The intended Marriott Hotel which is being built by a Chinese construction firm is a fortress of secrecy and though great heights have been reached in its erecting, on the ground there is no word on where exactly money to pay the contractor is coming from, when and how it was agreed that only Chinese labourers would work on the construction, who the investor is and what attachments there would be to taxpayers money.
The performance of another Chinese company, CNTIC in the construction of the Skeldon factory has been called into question for years. Yet it has escaped any scrutiny or known financial penalty for the dire underperformance of what was supposed to be a turnkey installation.
Just days ago, a grant aid deal was signed between Guyana and China to the tune of $1.7b.
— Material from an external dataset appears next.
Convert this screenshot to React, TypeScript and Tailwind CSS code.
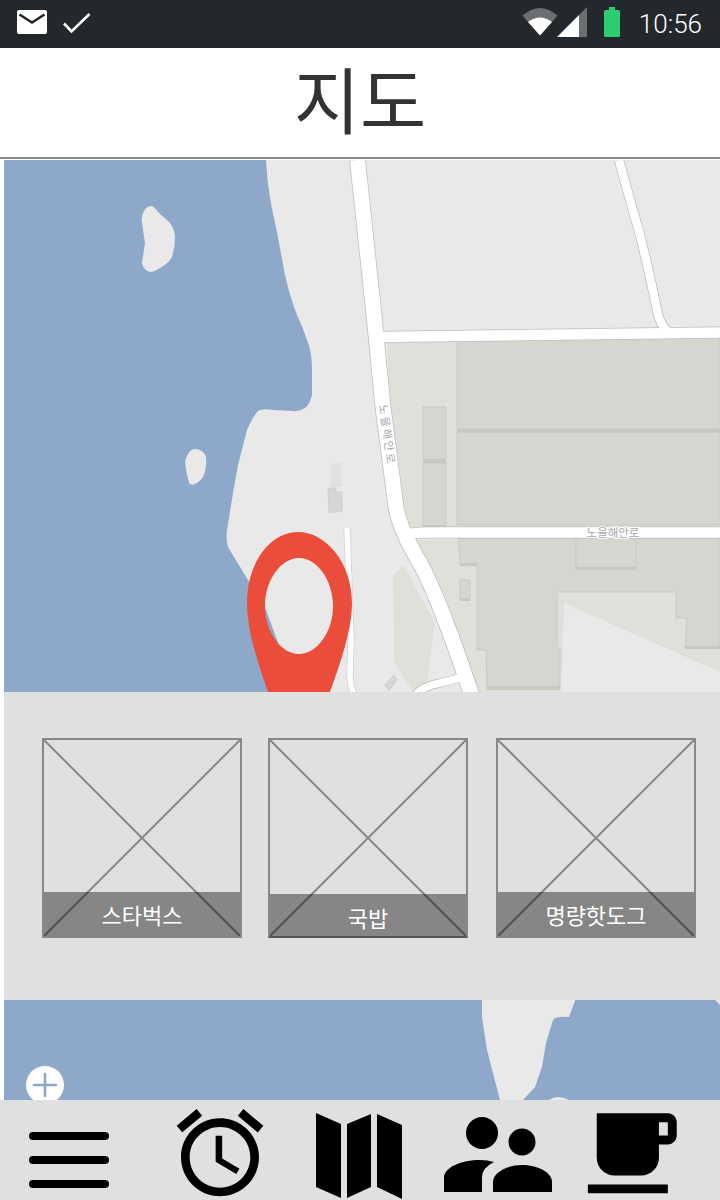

This deal was unattended by any information on what the money will be used for, what it cannot be used for and whether there are any conditions attached. It is not the first time that such an agreement has been signed and it is definitely not the hallmark of good governance, particularly in light of the clear determination of the government to circumvent the budgetary cuts applied by the opposition in Parliament.
A recent visit by the Chinese President, Mr Xi Jinping to Trinidad and Tobago brought news of another large tranche of money available to Guyana and the Caribbean but again without any known framework and bereft of any notion of what the conditionalities are. One wonders as to the intention of the Guyana Government in relation to this large sum.
The generosity of the Chinese Government must be received into a framework that both sides have shaped to their satisfaction. On Guyana’s part, it must be patently clear what is on offer, on what terms and the accompanying strictures. Foremost, the construction of the agreements should be achieved in a manner that fully respects the standing of both sides and this is what Georgetown is yet to demonstrate to the public.